Cheminformatics-aided discovery of small-molecule Protein-Protein Interaction (PPI) dual inhibitors of Tumor Necrosis Factor (TNF) and Receptor Activator of NF-κB Ligand (RANKL)

• Published in: PLoS computational biology Vol. 13; no. 4; p. e1005372
• Main Authors: Melagraki, Georgia, Ntougkos, Evangelos, Rinotas, Vagelis, Papaneophytou, Christos, Leonis, Georgios, Mavromoustakos, Thomas, Kontopidis, George, Douni, Eleni, Afantitis, Antreas, Kollias, George
• Format: Journal Article
• Language: English
• Published: United States Public Library of Science 01.04.2017; Public Library of Science (PLoS)
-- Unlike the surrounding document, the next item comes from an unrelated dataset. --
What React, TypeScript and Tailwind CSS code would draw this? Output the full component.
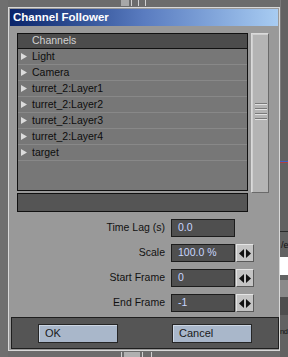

• Subjects: Animals; Anti-Inflammatory Agents - metabolism; Anti-Inflammatory Agents - pharmacology; Biology and Life Sciences; Bone Marrow Cells; Cell Line; Cell Survival - drug effects; Cells, Cultured; Computer Simulation; Drug Discovery - methods; Humans; Ligands; Medicine and Health Sciences; Mice; Physical Sciences; Protein Interaction Domains and Motifs - drug effects; RANK Ligand - antagonists & inhibitors; RANK Ligand - metabolism; Research and Analysis Methods; Tumor Necrosis Factor-alpha - antagonists & inhibitors; Tumor Necrosis Factor-alpha - metabolism
• ISSN: 1553-7358; 1553-734X; 1553-7358
• DOI: 10.1371/journal.pcbi.1005372

We present an in silico drug discovery pipeline developed and applied for the identification and virtual screening of small-molecule Protein-Protein Interaction (PPI) compounds that act as dual inhibitors of TNF and RANKL through the trimerization interface. The cheminformatics part of the pipeline was developed by combining structure-based with ligand-based modeling using the largest available set of known TNF inhibitors in the literature (2481 small molecules). To facilitate virtual screening, the consensus predictive model was made freely available at: http://enalos.insilicotox.com/TNFPubChem/. We thus generated a priority list of nine small molecules as candidates for direct TNF function inhibition. In vitro evaluation of these compounds led to the selection of two small molecules that act as potent direct inhibitors of TNF function, with IC50 values comparable to those of a previously-described direct inhibitor (SPD304), but with significantly reduced toxicity. These molecules were also identified as RANKL inhibitors and validated in vitro with respect to this second functionality. Direct binding of the two compounds was confirmed both for TNF and RANKL, as well as their ability to inhibit the biologically-active trimer forms. Molecular dynamics calculations were also carried out for the two small molecules in each protein to offer additional insight into the interactions that govern TNF and RANKL complex formation. To our knowledge, these compounds, namely T8 and T23, constitute the second and third published examples of dual small-molecule direct function inhibitors of TNF and RANKL, and could serve as lead compounds for the development of novel treatments for inflammatory and autoimmune diseases.